The public has been undeniably clear in supporting positive action to tackle violence against women, both proactive steps to prevent it and reactive steps to provide support and prevent repeat offending. It is unconscionable that those with a democratic mandate to serve our collective best interests are pursuing a different agenda by attacking the basic human rights that form the cornerstone of our society.

The courts must be able to interpret and apply the law free from government influence. Contrary to the government’s official communications, these laws will not protect us or our freedoms. Instead, they will have the opposite effect – silencing survivors and increasing the power imbalance between us and the institutions that have long had free rein to abuse their power.

All of us who care about ending violence against women and girls have no choice but to continue to resist this raid on our fundamental human rights. Women’s rights are human rights.”

Hannah Couchman, Senior Legal Officer, Rights of Women, said:

“We are under no illusion that this is an attempt to weaken the rights to which we are all entitled, and any suggestion that these changes will support survivors of violence against women and girls (VAWG) is deeply disingenuous.

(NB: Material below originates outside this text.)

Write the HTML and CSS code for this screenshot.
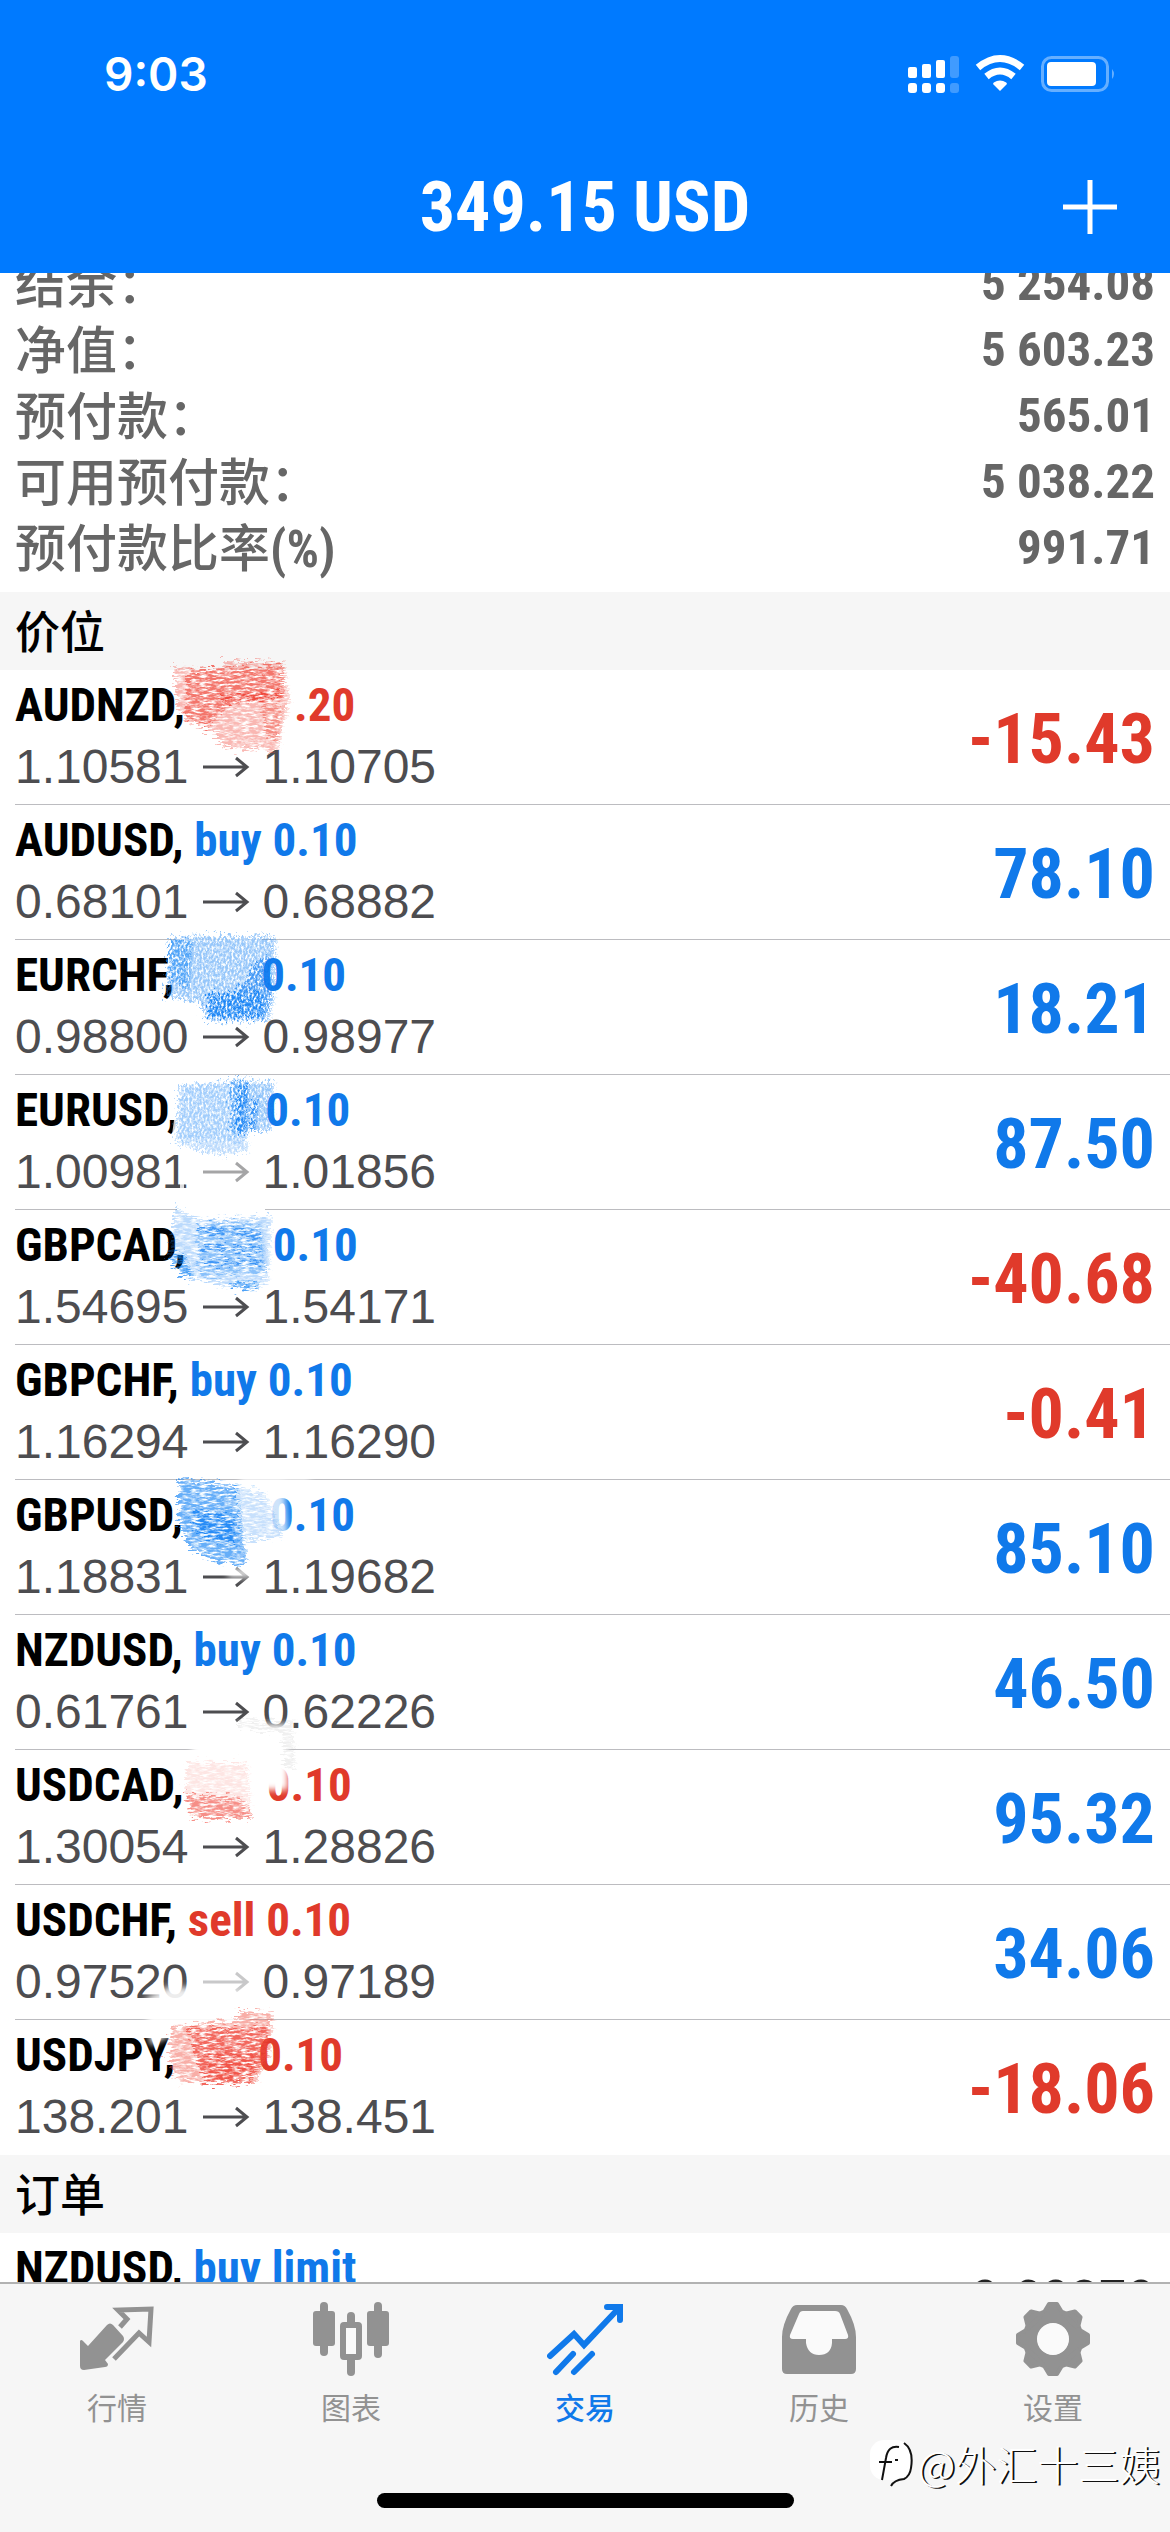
FILE: index.html
```html
<!DOCTYPE html>
<html lang="zh-CN">
<head>
<meta charset="utf-8">
<meta name="viewport" content="width=device-width, initial-scale=1">
<title>交易</title>
<link rel="stylesheet" href="styles.css">
</head>
<body>
<svg class="defs" aria-hidden="true">
  <defs>
    <filter id="crayon-h" x="-10%" y="-10%" width="120%" height="120%">
      <feTurbulence type="fractalNoise" baseFrequency="0.12 0.5" numOctaves="3" seed="4" result="n"/>
      <feColorMatrix in="n" type="matrix" values="0 0 0 0 0  0 0 0 0 0  0 0 0 0 0  3 0 0 0 -0.8" result="m"/>
      <feDisplacementMap in="SourceGraphic" in2="n" scale="20" xChannelSelector="R" yChannelSelector="G" result="d"/>
      <feComposite in="d" in2="m" operator="in"/>
    </filter>
    <filter id="crayon-v" x="-10%" y="-10%" width="120%" height="120%">
      <feTurbulence type="fractalNoise" baseFrequency="0.5 0.3" numOctaves="3" seed="9" result="n"/>
      <feColorMatrix in="n" type="matrix" values="0 0 0 0 0  0 0 0 0 0  0 0 0 0 0  3 0 0 0 -0.8" result="m"/>
      <feDisplacementMap in="SourceGraphic" in2="n" scale="20" xChannelSelector="R" yChannelSelector="G" result="d"/>
      <feComposite in="d" in2="m" operator="in"/>
    </filter>
    <filter id="soft" x="-20%" y="-20%" width="140%" height="140%"><feGaussianBlur stdDeviation="3"/></filter>
    <symbol id="arrow" viewBox="0 0 48 24"><path d="M1 12H45M34 3L45 12L34 21" fill="none" stroke="currentColor" stroke-width="3"/></symbol>
  </defs>
</svg>

<header class="top">
  <div class="status">
    <time class="clock">9:03</time>
    <svg class="status-icons" viewBox="0 0 208 40" aria-hidden="true">
      <g fill="#fff">
        <rect x="0" y="13" width="9" height="11" rx="2"/><rect x="14" y="10" width="9" height="14" rx="2"/><rect x="28" y="6" width="9" height="18" rx="2"/>
        <rect x="0" y="29" width="9" height="10" rx="3"/><rect x="14" y="29" width="9" height="10" rx="3"/><rect x="28" y="29" width="9" height="10" rx="3"/>
        <g opacity=".25"><rect x="42" y="2" width="9" height="22" rx="3"/><rect x="42" y="29" width="9" height="10" rx="3"/></g>
        <path d="M92 37L85.500 30.500Q84.500 29.500 85.800 28.500Q92 24.500 98.200 28.500Q99.500 29.500 98.500 30.500Z"/>
        <rect x="139" y="8" width="49" height="24" rx="4"/>
        <path d="M204 15Q208 20 204 25Z" opacity=".4"/>
      </g>
      <g fill="none" stroke="#fff" stroke-width="7">
        <path d="M70 13.500Q92 -4.500 114 13.500"/><path d="M78.500 22.500Q92 11.500 105.500 22.500"/>
      </g>
      <rect x="134.500" y="3.500" width="65" height="33" rx="9" fill="none" stroke="#fff" stroke-width="3" opacity=".4"/>
    </svg>
  </div>
  <div class="nav">
    <h1 class="title">349.15 USD</h1>
    <button class="add" type="button" aria-label="新订单"><svg viewBox="0 0 56 56" aria-hidden="true"><path d="M28 1V55M1 28H55" stroke="#fff" stroke-width="5"/></svg></button>
  </div>
</header>

<main class="content">
  <dl class="summary">
    <div class="sum-row"><dt>结余：</dt><dd>5 254.08</dd></div>
    <div class="sum-row"><dt>净值：</dt><dd>5 603.23</dd></div>
    <div class="sum-row"><dt>预付款：</dt><dd>565.01</dd></div>
    <div class="sum-row"><dt>可用预付款：</dt><dd>5 038.22</dd></div>
    <div class="sum-row"><dt>预付款比率<span class="narrow">(%)</span></dt><dd>991.71</dd></div>
  </dl>

  <h2 class="section">价位</h2>
  <ul class="list">
    <li class="row">
      <div class="info">
        <p class="deal">AUDNZD,<span class="gap gap-wide"></span><span class="sell">.20</span></p>
        <p class="price">1.10581<svg class="arrow"><use href="#arrow"/></svg>1.10705</p>
      </div>
      <strong class="profit loss">-15.43</strong>
      <svg class="scribble" viewBox="0 0 320 135" aria-hidden="true">
        <g filter="url(#crayon-h)" fill="#f0493c">
          <path d="M174 -4L222 0L222 -9H284V0L290 30L282 56L279 80L224 78L214 60L190 55L178 38Z" opacity=".4"/>
          <path d="M190 0L284 -4L284 28L230 34L208 58L186 46Z" opacity=".6"/>
          <path d="M220 25L284 22L280 28L222 30Z"/>
          <path d="M264 30L284 34L278 72L266 66Z" opacity=".4"/>
        </g>
      </svg>
    </li>
    <li class="row">
      <div class="info">
        <p class="deal">AUDUSD, <span class="buy">buy 0.10</span></p>
        <p class="price">0.68101<svg class="arrow"><use href="#arrow"/></svg>0.68882</p>
      </div>
      <strong class="profit buy">78.10</strong>
    </li>
    <li class="row">
      <div class="info">
        <p class="deal">EURCHF,<span class="gap"></span><span class="buy">0.10</span></p>
        <p class="price">0.98800<svg class="arrow"><use href="#arrow"/></svg>0.98977</p>
      </div>
      <strong class="profit buy">18.21</strong>
      <svg class="scribble" viewBox="0 0 320 135" aria-hidden="true">
        <path d="M176 -3H262V60H176Z" fill="#fff" opacity=".8"/>
        <g filter="url(#crayon-v)" fill="#1683f5">
          <path d="M170 -3L276 -4L276 40L270 80L208 82L200 62L166 56L168 24Z" opacity=".45"/>
          <path d="M170 0L194 2L190 50L172 40Z" opacity=".5"/>
          <path d="M270 16L274 50L268 76L210 78L208 56L238 52L256 24Z" opacity=".65"/>
          <path d="M210 54L266 52L264 78L210 78Z" opacity=".8"/>
        </g>
      </svg>
    </li>
    <li class="row">
      <div class="info">
        <p class="deal">EURUSD,<span class="gap"></span><span class="buy">0.10</span></p>
        <p class="price">1.00981<svg class="arrow worn"><use href="#arrow"/></svg>1.01856</p>
      </div>
      <strong class="profit buy">87.50</strong>
      <svg class="scribble" viewBox="0 0 320 135" aria-hidden="true">
        <path d="M176 30L184 20V120H180V60H172Z" fill="#fff" opacity=".8"/>
        <g filter="url(#crayon-v)" fill="#1683f5">
          <path d="M180 10L230 8L246 4L248 76L218 80L176 68Z" opacity=".3"/>
          <path d="M184 10L246 6L246 66L180 66Z" opacity=".15"/>
          <path d="M232 4L274 8L272 56L250 56L232 60Z" opacity=".45"/>
          <path d="M240 12L250 8L248 60L238 56ZM254 26L260 24L256 56L250 56Z" opacity=".8"/>
        </g>
      </svg>
    </li>
    <li class="row">
      <div class="info">
        <p class="deal">GBPCAD,<span class="gap"></span><span class="buy">0.10</span></p>
        <p class="price">1.54695<svg class="arrow"><use href="#arrow"/></svg>1.54171</p>
      </div>
      <strong class="profit loss">-40.68</strong>
      <svg class="scribble" viewBox="0 0 320 135" aria-hidden="true">
        <path d="M177 -4H265V3H177Z" fill="#fff"/>
        <g filter="url(#crayon-h)" fill="#1683f5">
          <path d="M177 -9L180 0L204 10L272 6L268 70L258 80L232 78L186 66L168 48Z" opacity=".3"/>
          <path d="M198 14L262 12L268 62L200 66Z" opacity=".3"/>
          <path d="M198 16L262 22V29L200 22ZM168 50L184 42L194 66L186 70ZM204 36H262V41H204ZM206 50H264V55H206ZM232 72H258V78H234Z" opacity=".65"/>
        </g>
      </svg>
    </li>
    <li class="row">
      <div class="info">
        <p class="deal">GBPCHF, <span class="buy">buy 0.10</span></p>
        <p class="price">1.16294<svg class="arrow"><use href="#arrow"/></svg>1.16290</p>
      </div>
      <strong class="profit loss">-0.41</strong>
    </li>
    <li class="row">
      <div class="info">
        <p class="deal">GBPUSD,<span class="gap"></span><span class="buy">0.10</span></p>
        <p class="price">1.18831<svg class="arrow"><use href="#arrow"/></svg>1.19682</p>
      </div>
      <strong class="profit buy">85.10</strong>
      <svg class="scribble" viewBox="0 0 320 135" aria-hidden="true">
        <path d="M240 -4H310V2H284L288 56H240ZM228 88H252V98H228Z" fill="#fff" filter="url(#soft)" opacity=".8"/>
        <g filter="url(#crayon-h)" fill="#1683f5">
          <path d="M236 6L264 12L284 56L254 60L240 62Z" opacity=".25"/>
          <path d="M178 -3L238 6L244 62L248 84L216 82L190 68L180 44Z" opacity=".65"/>
          <path d="M194 28L236 36L238 64L196 54Z" opacity=".8"/>
        </g>
      </svg>
    </li>
    <li class="row">
      <div class="info">
        <p class="deal">NZDUSD, <span class="buy">buy 0.10</span></p>
        <p class="price">0.61761<svg class="arrow"><use href="#arrow"/></svg>0.62226</p>
      </div>
      <strong class="profit buy">46.50</strong>
    </li>
    <li class="row">
      <div class="info">
        <p class="deal">USDCAD,<span class="gap gap-tight"></span><span class="sell">0.10</span></p>
        <p class="price">1.30054<svg class="arrow"><use href="#arrow"/></svg>1.28826</p>
      </div>
      <strong class="profit buy">95.32</strong>
      <svg class="scribble" viewBox="0 0 320 135" aria-hidden="true">
        <path d="M192 -14L240 -26L288 -26V40H192Z" fill="#fff" filter="url(#soft)"/>
        <g filter="url(#crayon-h)">
          <path d="M240 -30L294 -30L296 18L286 18L282 -18L240 -22Z" fill="#999" opacity=".15"/>
          <path d="M188 12L248 14L252 68L192 68L186 46Z" fill="#f0493c" opacity=".15"/>
          <path d="M186 44L240 48L252 60L252 69L194 68Z" fill="#f0493c" opacity=".55"/>
        </g>
      </svg>
    </li>
    <li class="row">
      <div class="info">
        <p class="deal">USDCHF, <span class="sell">sell 0.10</span></p>
        <p class="price">0.97520<svg class="arrow faded"><use href="#arrow"/></svg>0.97189</p>
      </div>
      <strong class="profit buy">34.06</strong>
    </li>
    <li class="row">
      <div class="info">
        <p class="deal">USDJPY,<span class="gap gap-tight"></span><span class="sell">0.10</span></p>
        <p class="price">138.201<svg class="arrow"><use href="#arrow"/></svg>138.451</p>
      </div>
      <strong class="profit loss">-18.06</strong>
      <svg class="scribble" viewBox="0 0 320 135" aria-hidden="true">
        <path d="M146 -22L170 -34L240 -28L250 4L174 14L150 26L148 10Z" fill="#fff" filter="url(#soft)" opacity=".9"/>
        <g filter="url(#crayon-h)" fill="#f0493c">
          <path d="M172 6L238 0L240 -10L274 -6L270 32L256 64L178 62L168 36Z" opacity=".45"/>
          <path d="M190 8L270 6L268 36L250 64L206 62L196 40Z" opacity=".7"/>
          <path d="M210 36L260 34L250 60L212 58Z" opacity=".6"/>
        </g>
      </svg>
    </li>
  </ul>

  <h2 class="section">订单</h2>
  <ul class="list">
    <li class="row">
      <div class="info"><p class="deal">NZDUSD, <span class="buy">buy limit</span></p></div>
      <span class="quote">0.60370</span>
    </li>
  </ul>
</main>

<footer class="bottom">
  <nav class="tabs">
    <a class="tab" href="#quotes">
      <svg viewBox="0 0 76 76" aria-hidden="true"><path d="M1 40Q2 38 4 40L9 45L28 24Q31 21 34 24L44 35Q46 38 44 41L26 59L29 63Q29 66 26 66L5 69Q1 69 1 65Z" fill="currentColor"/><path d="M41 26L48 18L39 9L72 8L70 41L60 32L35 58" fill="none" stroke="currentColor" stroke-width="5"/></svg>
      <span>行情</span></a>
    <a class="tab" href="#charts">
      <svg viewBox="0 0 76 76" aria-hidden="true"><g fill="currentColor"><rect x="0" y="10" width="22" height="35" rx="3"/><rect x="7" y="1" width="8" height="54" rx="4"/><rect x="54" y="10" width="22" height="35" rx="3"/><rect x="61" y="1" width="8" height="56" rx="4"/><rect x="34" y="11" width="8" height="64" rx="4"/></g><rect x="30" y="24" width="16" height="32" rx="1" fill="#fafafa" stroke="currentColor" stroke-width="6"/></svg>
      <span>图表</span></a>
    <a class="tab active" href="#trade" aria-current="page">
      <svg viewBox="0 0 76 76" aria-hidden="true"><g fill="none" stroke="currentColor" stroke-width="6" stroke-linecap="round"><path d="M3 55L27 33L37 44L72 7" stroke-linejoin="miter"/><path d="M60 6H73V19"/><path d="M9 71L26 53M27 71L45 53"/></g></svg>
      <span>交易</span></a>
    <a class="tab" href="#history">
      <svg viewBox="0 0 76 76" aria-hidden="true"><path fill="currentColor" d="M16 4H60Q64 4 66 8Q75 24 75 36V68Q75 73 70 73H6Q1 73 1 68V36Q1 24 10 8Q12 4 16 4Z"/><path fill="#fafafa" d="M22 10Q19 10 18 13L9 34Q8 38 12 38H25V42Q27 54 38 54Q50 54 51 42V38H64Q68 38 67 34L59 13Q58 10 54 10Z"/></svg>
      <span>历史</span></a>
    <a class="tab" href="#settings">
      <svg viewBox="0 0 76 76" aria-hidden="true"><circle cx="38" cy="38" r="23" fill="none" stroke="currentColor" stroke-width="15"/><g fill="currentColor" stroke="currentColor" stroke-width="4" stroke-linejoin="round"><path id="tooth" d="M28 13L34 3H42L48 13Z"/><use href="#tooth" transform="rotate(45 38 38)"/><use href="#tooth" transform="rotate(90 38 38)"/><use href="#tooth" transform="rotate(135 38 38)"/><use href="#tooth" transform="rotate(180 38 38)"/><use href="#tooth" transform="rotate(225 38 38)"/><use href="#tooth" transform="rotate(270 38 38)"/><use href="#tooth" transform="rotate(315 38 38)"/></g><circle cx="38" cy="38" r="16" fill="#fafafa"/></svg>
      <span>设置</span></a>
  </nav>
  <div class="home"></div>
  <div class="watermark">
    <svg viewBox="0 0 44 50" aria-hidden="true"><rect x="0" y="2" width="40" height="40" rx="14" fill="#fff"/><path d="M29 9Q18 7 16 20L12 42M9 24H22M25 22H28M34 5Q44 12 41 30Q40 38 34 41Q24 42 21 48" fill="none" stroke="#111" stroke-width="2"/></svg>
    <span>@外汇十三姨</span>
  </div>
</footer>
</body>
</html>
```
FILE: styles.css
```css
* { box-sizing: border-box; margin: 0; padding: 0; }

body {
  display: flex;
  flex-direction: column;
  height: 100vh;
  overflow: hidden;
  background: #fff;
  color: #000;
  font-family: "Liberation Sans", "Noto Sans CJK SC", sans-serif;
}

.defs { position: absolute; width: 0; height: 0; }

/* header */
.top { flex: none; background: #007aff; color: #fff; }
.status {
  display: flex;
  justify-content: space-between;
  align-items: center;
  padding: 54px 54px 0 104px;
}
.clock { font: 600 46px/40px Inter, sans-serif; }
.status-icons { width: 208px; height: 40px; }
.nav {
  display: grid;
  grid-template-columns: 1fr auto 1fr;
  align-items: center;
  height: 179px;
  padding: 56px 52px 10px;
}
.title {
  grid-column: 2;
  font: 700 70px/80px "Roboto Condensed", Roboto, sans-serif;
}
.add { justify-self: end; width: 56px; height: 56px; border: 0; background: none; }
.add svg { display: block; width: 56px; height: 56px; }

/* scrolled content */
.content { flex: 1; min-height: 0; overflow: hidden; }
.summary { margin-top: -23px; padding-bottom: 12px; color: #666; }
.sum-row { display: flex; justify-content: space-between; height: 66px; padding: 0 15px; }
.sum-row dt { font: 500 51px/62px "Noto Sans CJK SC", sans-serif; }
.sum-row dd { font: 700 49px/68px "Roboto Condensed", Roboto, sans-serif; }
.narrow { font: 700 51px/50px "Roboto Condensed", Roboto, sans-serif; }

.section {
  padding: 0 15px;
  background: #f6f6f6;
  font: 500 45px/76px "Noto Sans CJK SC", sans-serif;
  height: 78px;
}

.list { list-style: none; }
.row {
  position: relative;
  display: flex;
  justify-content: space-between;
  align-items: center;
  height: 135px;
  margin-left: 15px;
  padding-right: 15px;
  border-bottom: 1px solid #bcbcc0;
}
.row:last-child { border-bottom-color: transparent; }
.deal { font: 700 47px/62px "Roboto Condensed", Roboto, sans-serif; }
.price { color: #4d4d50; font-size: 48px; line-height: 62px; }
.info { align-self: flex-start; padding-top: 4px; }
.gap { display: inline-block; width: 87px; }
.gap-tight { width: 83px; }
.gap-wide { width: 109px; }
.arrow { width: 48px; height: 24px; margin: 0 13px 4px; }
.worn { opacity: 0.5; }
.faded { opacity: 0.3; }
.profit { padding-top: 4px; font: 700 70px/80px "Roboto Condensed", Roboto, sans-serif; }
.buy { color: #1079ea; }
.sell, .loss { color: #e03a2b; }
.quote { align-self: flex-start; padding-top: 36px; color: #222; font-size: 51px; line-height: 60px; }
.scribble {
  position: absolute;
  top: 0;
  left: -15px;
  width: 320px;
  height: 135px;
  overflow: visible;
}

/* tab bar */
.bottom {
  position: relative;
  flex: none;
  height: 250px;
  border-top: 2px solid #b2b2b2;
  background: #f6f6f6;
}
.tabs { display: grid; grid-template-columns: repeat(5, 1fr); padding-top: 17px; }
.tab {
  display: flex;
  flex-direction: column;
  align-items: center;
  gap: 8px;
  color: #929292;
  text-decoration: none;
  font: 400 30px/42px "Noto Sans CJK SC", sans-serif;
}
.tab svg { width: 76px; height: 76px; }
.active { color: #1079ea; font-weight: 500; }
.home { width: 417px; height: 15px; margin: 66px auto 0; border-radius: 8px; background: #000; }
.watermark {
  position: absolute;
  right: 10px;
  bottom: 39px;
  display: flex;
  align-items: center;
  gap: 4px;
  color: #fff;
  font: 300 41px/60px "Noto Sans CJK SC", sans-serif;
  text-shadow: 2px 1px 0 #111;
}
.watermark svg { width: 44px; height: 50px; }
```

The measures represent a regressive step, eroding a cornerstone of our democracy as the Government systematically shuts down avenues of accountability through a series of rushed and oppressive bills. Such attacks on our rights are most keenly felt by those who are minoritised by society and the state.

Given the disturbing prevalence of VAWG in our society, in which the state is always complicit and frequently the aggressor, this move to weaken the rights protected under the HRA – one of the few tools women can seek to rely on the secure recognition of the injustices they have experienced – is disturbing.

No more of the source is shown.